Several episodes of Star Trek: The Original Series had already been shot when the time came for this new show to make its broadcast premiere. The first episode that the general public saw was “The Man Trap,” which featured a shapeshifting monster that was revealed to be an alien salt vampire. This good-but-not-great episode was an odd choice, and it was one that the cast and crew hated. As it turns out, though, this episode was very carefully selected by executives because it served as an inoffensive, relatively straightforward encapsulation of everything Star Trek had to offer.
It’s A Trap!

Most of the information we have about why “The Man Trap” was selected as Star Trek’s first episode comes from the book Inside Star Trek: The Real Story. Within this impressive reference tome, Robert H. Justman and Herbert F. Solow revealed something surprising: NBC had several other episodes to choose from for the premiere, including “The Corbomite Maneuver,” “Charlie X,” “Mudd’s Women,” “Where No Man Has Gone Before,” and “The Naked Time.” All of them had already been shot and were mostly finished, so it was just a matter of figuring out which episode would serve as the best introduction to Star Trek, a heretofore unknown sci-fi series.
“The Man Trap” won out, mostly because the powers that be worried that other episodes would be off-putting to general audiences in some very specific ways.
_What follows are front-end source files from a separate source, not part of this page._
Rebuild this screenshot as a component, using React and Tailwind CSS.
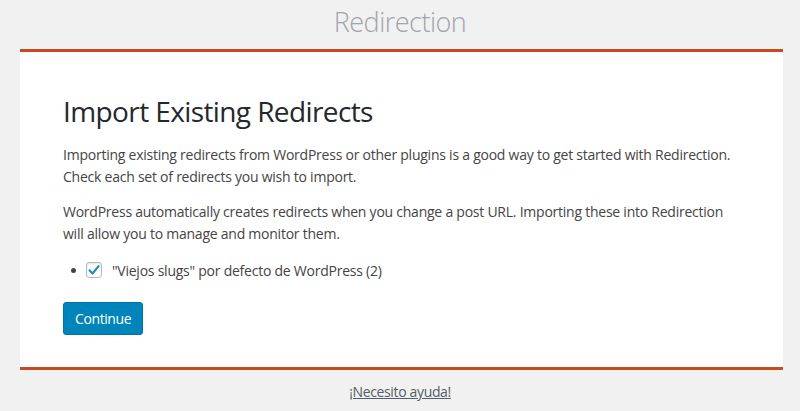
export default function App() {
  const font = { fontFamily: '"Open Sans", "Noto Sans", sans-serif' };
  return (
    <div className="h-[411px] w-[800px] bg-[#f1f1f1] overflow-hidden" style={font}>
      <div className="h-[49px] flex items-center justify-center pb-[4px]">
        <h1 className="text-[27px] font-light text-[#a0a5aa] tracking-[-0.5px]">Redirection</h1>
      </div>

      <div className="ml-[20px] w-[763px] h-[321px] bg-white border-t-[3px] border-b-[3px] border-[#ca4a1f] pl-[43px] pr-[30px] pt-[41px]">
        <h2 className="text-[28px] leading-[36px] text-[#23282d] tracking-[-0.6px] mb-[15px]">Import Existing Redirects</h2>

        <p className="text-[14px] leading-[22px] text-[#444] tracking-[-0.24px] mb-[13px]">
          Importing existing redirects from WordPress or other plugins is a good way to get started with Redirection.
          <br />
          Check each set of redirects you wish to import.
        </p>
        <p className="text-[14px] leading-[22px] text-[#444] tracking-[-0.24px] mb-[13px]">
          WordPress automatically creates redirects when you change a post URL. Importing these into Redirection
          <br />
          will allow you to manage and monitor them.
        </p>

        <ul className="pl-[8px]">
          <li className="flex items-center h-[24px] text-[14px] text-[#444] tracking-[-0.24px]">
            <span className="w-[5px] h-[5px] rounded-full bg-[#444] mr-[10px]" />
            <span className="w-[16px] h-[16px] border border-[#b4b9be] rounded-[3px] bg-white flex items-center justify-center mr-[10px] shadow-[inset_0_1px_2px_rgba(0,0,0,0.1)]">
              <svg width="14" height="14" viewBox="0 0 20 20">
                <path d="M3.5 10.5 L8 15 L16.5 4.5" fill="none" stroke="#1e8cbe" strokeWidth="3" strokeLinecap="round" strokeLinejoin="round" />
              </svg>
            </span>
            <span>"Viejos slugs" por defecto de WordPress (2)</span>
          </li>
        </ul>

        <button className="mt-[20px] h-[33px] px-[11px] bg-[#0085ba] border border-[#0073aa] rounded-[3px] text-white text-[14px] tracking-[-0.4px]">
          Continue
        </button>
      </div>

      <div className="flex justify-center pt-[11px]">
        <a className="text-[14px] text-[#555d66] underline tracking-[-0.35px]" href="#">¡Necesito ayuda!</a>
      </div>
    </div>
  );
}
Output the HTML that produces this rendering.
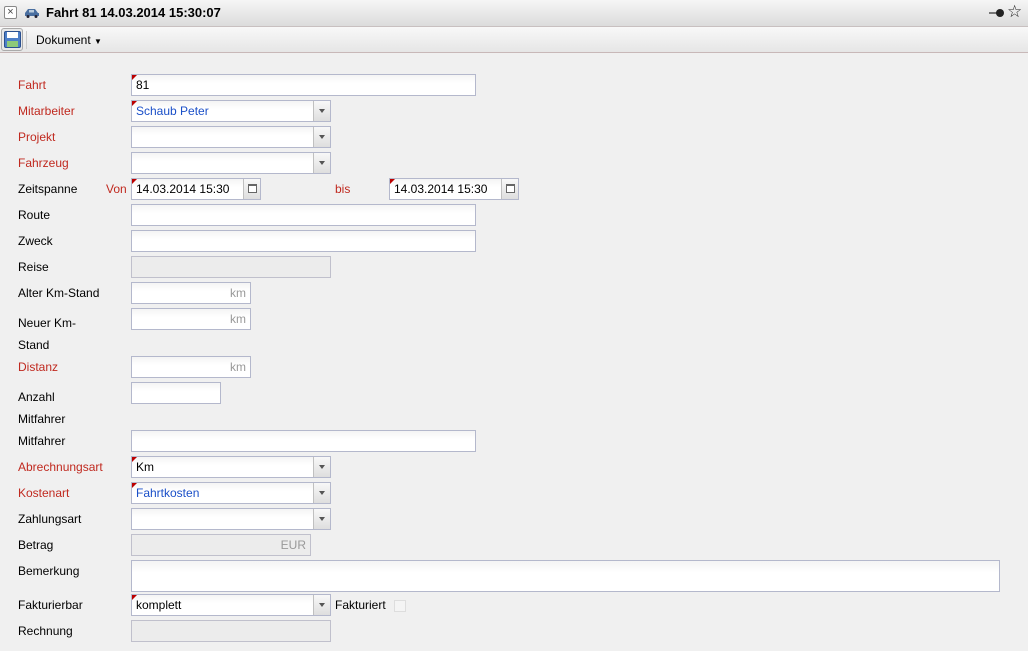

For example, they worried that audiences would find “Charlie X” a story that was “too gentle” because it focused on an adolescent with special powers. This was probably the right call, in retrospect: when Variety gave a negative review of “The Man Trap” (an episode chosen, in part, because of its relative maturity), they declared that Star Trek: The Original Series was “better suited to the Saturday morning kidvid bloc” (ouch!).
A Monster Hit Of An Episode

“The Corbomite Maneuver” was a great potential choice, but this episode’s impressive special effects were still in post-production, and almost all of its action took place on the ship. “Where No Man Has Gone Before” really outlined the premise of the new show, but it was deemed “expository” for general audiences expecting more action and danger. Justman thought “The Naked Time” was a killer introduction to the crew’s personalities, but the network passed, presumably because of how over-the-top (half-naked, swashbuckling Sulu? Oh, my!) that episode gets. “Mudd’s Women,” meanwhile, was deemed too offensive because the plot involved literally selling women to miners.
Through this process of elimination, executives decided that “The Man Trap” was the best intro to Star Trek. It had cool scenes on both the Enterprise and a distant outpost (a strange new world) and featured a straightforward action plot you didn’t have to be a sci-fi aficionado to understand. Finally, it was all about finding and defeating a creepy monster, which offered thrills to audiences of all ages. The network’s choice paid off, and Star Trek: The Original Series became the most popular sci-fi show in television history, even though the cast (including William Shatner and Leonard Nimoy) thought “The Man Trap” was the worst possible episode they could have chosen.

All of this is a keen reminder of how much thought and work went into putting Star Trek’s best foot forward. It might be a reminder that Paramount’s current upper leadership needs, as Starfleet Academy hit the ground running with the worst episodes of Season 1. The show got better after that, but it didn’t matter because the prospective audience had already been driven away. As it turns out, today’s execs need to learn something that the network execs of the ‘60s had learned very well: series succeed when you give the audience what they want to see and not what you want to show!